> _Short problem_:
From the entries below, gather each line containing the word "styled".
-- begin --
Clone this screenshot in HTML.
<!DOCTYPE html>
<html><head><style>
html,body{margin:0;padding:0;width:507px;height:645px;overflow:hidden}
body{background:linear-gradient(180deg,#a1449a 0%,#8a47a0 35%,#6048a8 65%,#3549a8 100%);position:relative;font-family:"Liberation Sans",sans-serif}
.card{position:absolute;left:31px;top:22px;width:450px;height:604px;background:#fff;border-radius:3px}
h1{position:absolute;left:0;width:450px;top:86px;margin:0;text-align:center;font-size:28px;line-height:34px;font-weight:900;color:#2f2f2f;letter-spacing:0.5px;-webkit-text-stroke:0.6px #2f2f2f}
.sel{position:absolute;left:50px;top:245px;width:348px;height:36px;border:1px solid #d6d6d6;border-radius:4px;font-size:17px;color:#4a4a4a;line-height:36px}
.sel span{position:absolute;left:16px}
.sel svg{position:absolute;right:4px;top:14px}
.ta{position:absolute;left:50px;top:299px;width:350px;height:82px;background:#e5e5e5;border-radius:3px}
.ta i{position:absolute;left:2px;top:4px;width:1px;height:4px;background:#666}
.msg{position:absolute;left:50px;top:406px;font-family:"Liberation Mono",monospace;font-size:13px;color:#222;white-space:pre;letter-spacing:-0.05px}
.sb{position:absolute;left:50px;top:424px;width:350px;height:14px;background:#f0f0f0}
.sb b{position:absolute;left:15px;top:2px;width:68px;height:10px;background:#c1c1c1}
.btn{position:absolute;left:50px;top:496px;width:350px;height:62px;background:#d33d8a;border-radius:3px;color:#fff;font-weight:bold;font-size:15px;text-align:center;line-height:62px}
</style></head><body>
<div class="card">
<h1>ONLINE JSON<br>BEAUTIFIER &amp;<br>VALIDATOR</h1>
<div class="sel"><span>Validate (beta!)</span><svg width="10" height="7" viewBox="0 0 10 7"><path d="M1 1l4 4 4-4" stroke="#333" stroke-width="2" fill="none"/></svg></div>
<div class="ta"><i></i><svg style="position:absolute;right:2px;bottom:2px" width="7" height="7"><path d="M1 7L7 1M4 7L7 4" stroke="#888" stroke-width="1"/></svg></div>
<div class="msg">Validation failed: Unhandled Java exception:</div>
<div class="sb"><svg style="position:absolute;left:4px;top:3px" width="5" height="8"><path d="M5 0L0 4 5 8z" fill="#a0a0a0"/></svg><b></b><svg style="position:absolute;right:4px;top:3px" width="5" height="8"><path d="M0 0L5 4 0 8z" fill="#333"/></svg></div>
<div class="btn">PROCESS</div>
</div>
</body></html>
-- end --
-- begin --
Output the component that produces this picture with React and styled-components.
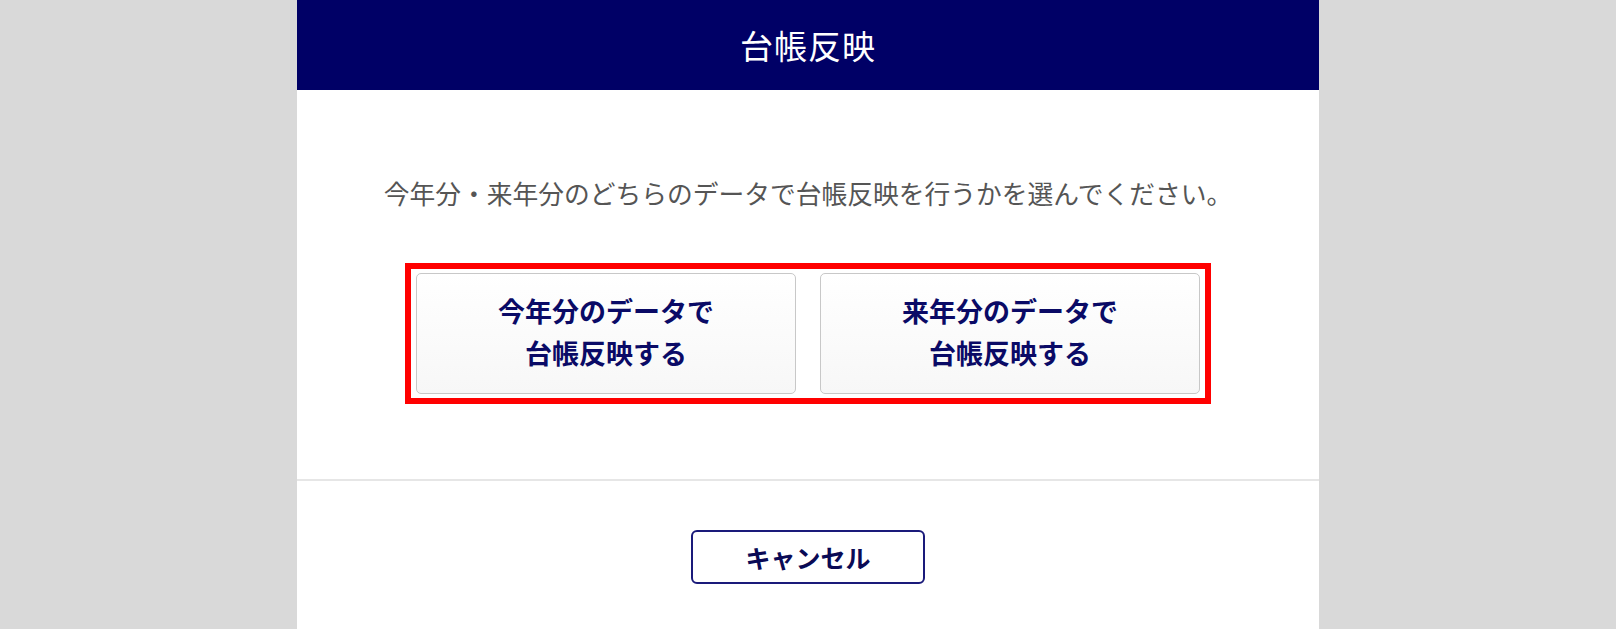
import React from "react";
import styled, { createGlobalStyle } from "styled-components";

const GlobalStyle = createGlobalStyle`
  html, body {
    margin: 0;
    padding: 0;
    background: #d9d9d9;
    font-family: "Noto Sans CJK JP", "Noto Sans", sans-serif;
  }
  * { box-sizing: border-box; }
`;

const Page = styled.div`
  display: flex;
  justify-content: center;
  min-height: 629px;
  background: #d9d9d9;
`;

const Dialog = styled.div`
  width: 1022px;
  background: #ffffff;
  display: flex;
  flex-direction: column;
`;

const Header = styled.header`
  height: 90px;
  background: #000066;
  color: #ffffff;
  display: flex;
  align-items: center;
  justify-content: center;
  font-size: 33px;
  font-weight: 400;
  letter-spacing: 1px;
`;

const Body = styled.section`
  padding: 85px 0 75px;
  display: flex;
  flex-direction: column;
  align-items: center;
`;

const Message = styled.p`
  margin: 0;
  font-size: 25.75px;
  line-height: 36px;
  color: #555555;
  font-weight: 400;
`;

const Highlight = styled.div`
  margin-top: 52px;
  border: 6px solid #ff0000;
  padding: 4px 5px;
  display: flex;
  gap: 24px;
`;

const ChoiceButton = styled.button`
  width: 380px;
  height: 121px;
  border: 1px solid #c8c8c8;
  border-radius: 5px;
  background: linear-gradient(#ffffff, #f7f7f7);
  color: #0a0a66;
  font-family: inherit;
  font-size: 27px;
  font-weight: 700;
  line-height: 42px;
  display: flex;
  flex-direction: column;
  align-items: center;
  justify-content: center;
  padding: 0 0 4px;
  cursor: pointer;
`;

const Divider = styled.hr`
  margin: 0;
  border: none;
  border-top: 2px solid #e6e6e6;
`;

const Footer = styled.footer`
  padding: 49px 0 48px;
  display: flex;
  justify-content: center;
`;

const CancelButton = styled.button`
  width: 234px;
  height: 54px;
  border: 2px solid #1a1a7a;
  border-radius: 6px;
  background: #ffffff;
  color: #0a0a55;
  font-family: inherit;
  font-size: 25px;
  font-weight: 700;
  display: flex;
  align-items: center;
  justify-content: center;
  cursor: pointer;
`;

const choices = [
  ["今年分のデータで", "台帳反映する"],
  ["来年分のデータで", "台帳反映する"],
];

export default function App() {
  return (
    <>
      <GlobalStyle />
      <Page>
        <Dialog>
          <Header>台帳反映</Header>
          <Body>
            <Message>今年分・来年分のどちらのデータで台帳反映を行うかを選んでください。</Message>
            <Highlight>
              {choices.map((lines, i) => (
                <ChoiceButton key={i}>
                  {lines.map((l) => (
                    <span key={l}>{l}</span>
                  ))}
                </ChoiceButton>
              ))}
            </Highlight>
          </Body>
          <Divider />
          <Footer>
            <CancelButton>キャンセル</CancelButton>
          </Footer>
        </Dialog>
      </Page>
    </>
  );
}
-- end --
> _Exercise response_:
Output the component that produces this picture with React and styled-components.
import styled, { createGlobalStyle } from "styled-components";
const Page = styled.div`
const Dialog = styled.div`
const Header = styled.header`
const Body = styled.section`
const Message = styled.p`
const Highlight = styled.div`
const ChoiceButton = styled.button`
const Divider = styled.hr`
const Footer = styled.footer`
const CancelButton = styled.button`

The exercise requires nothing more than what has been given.